Previously, I built a Huffman Tree data type and some functions for encoding and decoding messages using that structure. This installment is rather short, covering a way to serialize and deserialize a HuffTree structure. This serves two purposes. First, it's a way to encode the Huffman tree so that the recipient of a message can decode it. I make no claims as to its efficiency or anything like that. It works, and is really more of an exercise for myself. The second reason is in my pursuit of mimicking Apfelmus' work, I want to effectively obscure the Huffman tree structure, making it more or less vanish into the call structure.

Compiling a HuffTree and Interpreting the Code



The technique here is pretty straightforward. We will traverse the tree, using a post-order traversal, generating a code to be later used for rebuilding the tree. The code is interpreted as a stack based language. In the language, any symbol, other than '_' (underscore) encodes a push operation of that character onto the stack. An underscore means pop two items off the stack, create a Branch node with them and push the new node onto the stack. As these operations are repeated, assuming a well-formed code, the result will be one node left on the stack containing the reconstructed tree.

Both functions are very simple:


-- here we emit an "_" to signal a branch. This "_" will be used to do
-- a pop/merge/push when we interpret the code later
compile :: HuffTree -> String
compile (Leaf sy _) = [sy]
compile (Branch _ lt rt) = compile lt ++ compile rt ++ "_"


interpret :: [Char] -> HuffTree
interpret = head . foldl exec []
where
exec :: [HuffTree] -> Char -> [HuffTree]
exec (rt:lt:xs) '_' = (Branch 0 lt rt) : xs
exec xs c = (Leaf c 0) : xs



For compiling, simple pattern matching in a recursive tree traversal does the trick.

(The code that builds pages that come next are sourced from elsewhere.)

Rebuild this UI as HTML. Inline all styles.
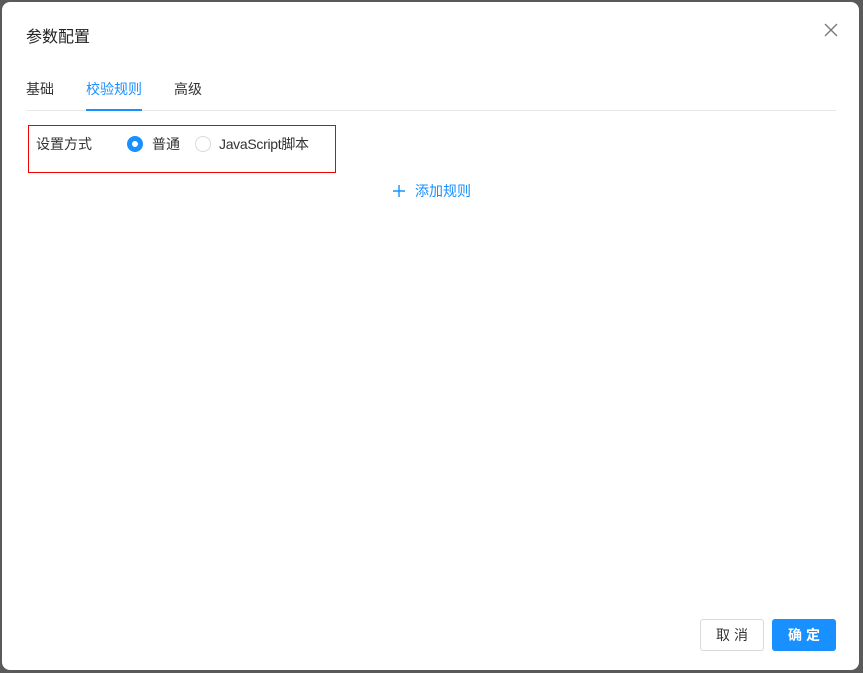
<!DOCTYPE html>
<html><head><meta charset="utf-8"><style>
body{margin:0;width:863px;height:673px;background:#5a5a5a;position:relative;overflow:hidden;font-family:"Liberation Sans","Noto Sans CJK SC",sans-serif;}
.m{position:absolute;left:2px;top:2px;width:857px;height:668px;background:#fff;border-radius:8px;}
.a{position:absolute;white-space:nowrap;}
</style></head><body>
<div class="m"></div>
<div class="a" style="left:26px;top:23px;font-size:16px;color:#222;">参数配置</div>
<svg class="a" style="left:823px;top:22px" width="16" height="16"><path d="M2 2L14 14M14 2L2 14" stroke="#777" stroke-width="1.3"/></svg>
<div class="a" style="left:26px;top:79px;font-size:14px;color:#333;">基础</div>
<div class="a" style="left:86px;top:79px;font-size:14px;color:#1890ff;">校验规则</div>
<div class="a" style="left:174px;top:79px;font-size:14px;color:#333;">高级</div>
<div class="a" style="left:26px;top:110px;width:810px;height:1px;background:#e8e8e8"></div>
<div class="a" style="left:86px;top:109px;width:56px;height:2px;background:#1890ff"></div>
<div class="a" style="left:28px;top:125px;width:306px;height:46px;border:1px solid #e00;"></div>
<div class="a" style="left:36px;top:134px;font-size:14px;color:#333;">设置方式</div>
<div class="a" style="left:127px;top:136px;width:6px;height:6px;border:5px solid #1890ff;border-radius:50%;background:#fff"></div>
<div class="a" style="left:152px;top:134px;font-size:14px;color:#333;">普通</div>
<div class="a" style="left:195px;top:136px;width:14px;height:14px;border:1px solid #d9d9d9;border-radius:50%;"></div>
<div class="a" style="left:219px;top:134px;font-size:14px;color:#333;letter-spacing:-0.3px">JavaScript脚本</div>
<svg class="a" style="left:392px;top:184px" width="14" height="14"><path d="M7 1V13M1 7H13" stroke="#1890ff" stroke-width="1.4"/></svg>
<div class="a" style="left:415px;top:181px;font-size:14px;color:#1890ff;">添加规则</div>
<div class="a" style="left:700px;top:619px;width:62px;height:30px;border:1px solid #d9d9d9;border-radius:3px;font-size:14px;color:#333;text-align:center;line-height:30px;letter-spacing:4px;text-indent:4px">取消</div>
<div class="a" style="left:772px;top:619px;width:64px;height:32px;background:#1890ff;border-radius:3px;font-size:14px;color:#fff;text-align:center;line-height:32px;letter-spacing:4px;text-indent:4px;font-weight:bold">确定</div>
</body></html>
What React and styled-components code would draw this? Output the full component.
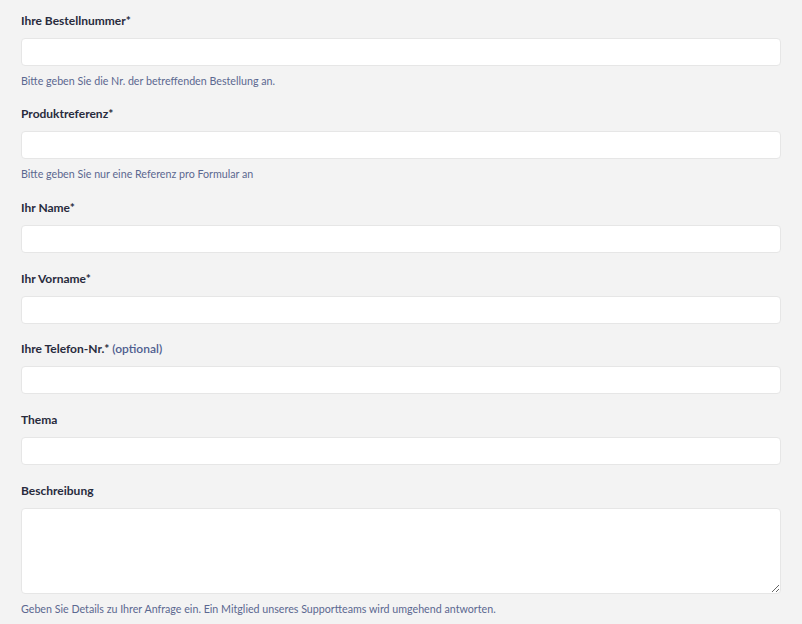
import React from "react";
import styled, { createGlobalStyle } from "styled-components";

const Global = createGlobalStyle`
  html, body { margin: 0; padding: 0; background: #f3f3f3; }
  body { font-family: Lato, "Open Sans", sans-serif; }
  * { box-sizing: border-box; }
`;

const Form = styled.form`
  padding: 10.75px 21px 0 21px;
  min-height: 624px;
  background: #f3f3f3;
`;

const Group = styled.div`
  display: flex;
  flex-direction: column;
  margin-bottom: 15.75px;
`;

const Label = styled.label`
  font-size: 12px;
  font-weight: 700;
  line-height: 18px;
  padding-top: 1px;
  color: #282b3d;
  margin-bottom: 8px;
`;

const Optional = styled.span`
  font-weight: 600;
  color: #4e5d8f;
`;

const Input = styled.input`
  height: 28px;
  width: 100%;
  border: 1px solid #e6e6e6;
  border-radius: 4px;
  background: #fff;
  font-family: inherit;
  outline: none;
`;

const TextArea = styled.textarea`
  height: 86px;
  width: 100%;
  border: 1px solid #e6e6e6;
  border-radius: 4px;
  background: #fff;
  font-family: inherit;
  resize: vertical;
  display: block;
  outline: none;
`;

const Help = styled.small`
  display: block;
  font-size: 10.7px;
  line-height: 16px;
  margin-top: 6.75px;
  color: #5b6890;
`;

const fields = [
  { label: "Ihre Bestellnummer*", help: "Bitte geben Sie die Nr. der betreffenden Bestellung an." },
  { label: "Produktreferenz*", help: "Bitte geben Sie nur eine Referenz pro Formular an" },
  { label: "Ihr Name*" },
  { label: "Ihr Vorname*" },
  { label: "Ihre Telefon-Nr.*", optional: true },
  { label: "Thema" },
];

export default function App() {
  return (
    <>
      <Global />
      <Form>
        {fields.map((f) => (
          <Group key={f.label}>
            <Label>
              {f.label}
              {f.optional && <Optional> (optional)</Optional>}
            </Label>
            <Input type="text" />
            {f.help && <Help>{f.help}</Help>}
          </Group>
        ))}
        <Group>
          <Label>Beschreibung</Label>
          <TextArea />
          <Help>Geben Sie Details zu Ihrer Anfrage ein. Ein Mitglied unseres Supportteams wird umgehend antworten.</Help>
        </Group>
      </Form>
    </>
  );
}
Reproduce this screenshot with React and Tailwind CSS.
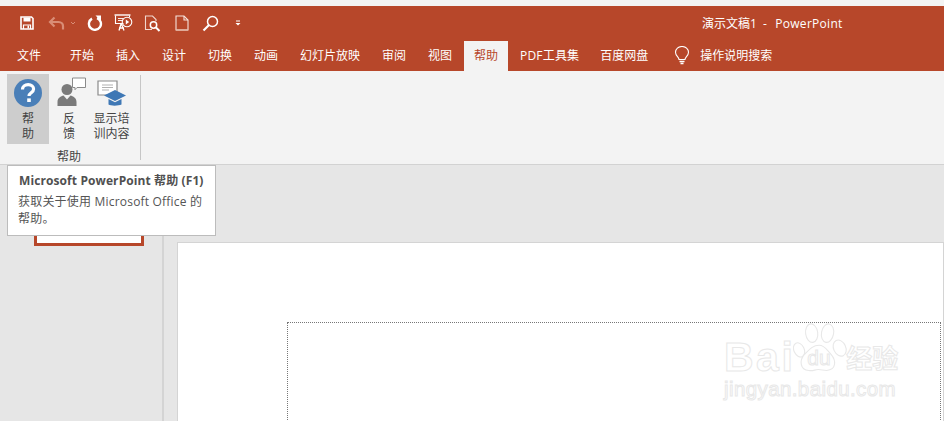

For interpreting, a foldl with a constructor function is all that's needed. Note that the interpret function is stolen almost directly from Apfelmus' work, except that the Branch and Leaf operations are swapped.

These functions work just fine:


*Huffman> let tree = buildDecTree "hello world"
*Huffman> tree
Branch
Branch
Branch
Leaf r
Leaf w
Branch
Leaf e
Leaf h
Branch
Leaf l
Branch
Branch
Leaf
Leaf d
Leaf o

*Huffman> compile tree
"rw_eh__l d_o___"
*Huffman> interpret "rw_eh__l d_o___"
Branch
Branch
Branch
Leaf r
Leaf w
Branch
Leaf e
Leaf h
Branch
Leaf l
Branch
Branch
Leaf
Leaf d
Leaf o



In this compile-interpret sequence, one thing is lost -- the weight of the nodes. This is acceptable because the weights are only used for building the initial tree based upon the character frequencies of the encoded message. Once that step is done, the weights are simply unnecessary.

It would be nice to be able to compare trees for equality, if for no other purpose than to get the machine to tell us that interpret and compile are inverses (modulo the weights). So our HuffTree type needs to be an instance of Eq with an (==) function that is meaningful for our purposes. In this case we want structural equality with the values in the leaf nodes being compared directly. Weights are ignored.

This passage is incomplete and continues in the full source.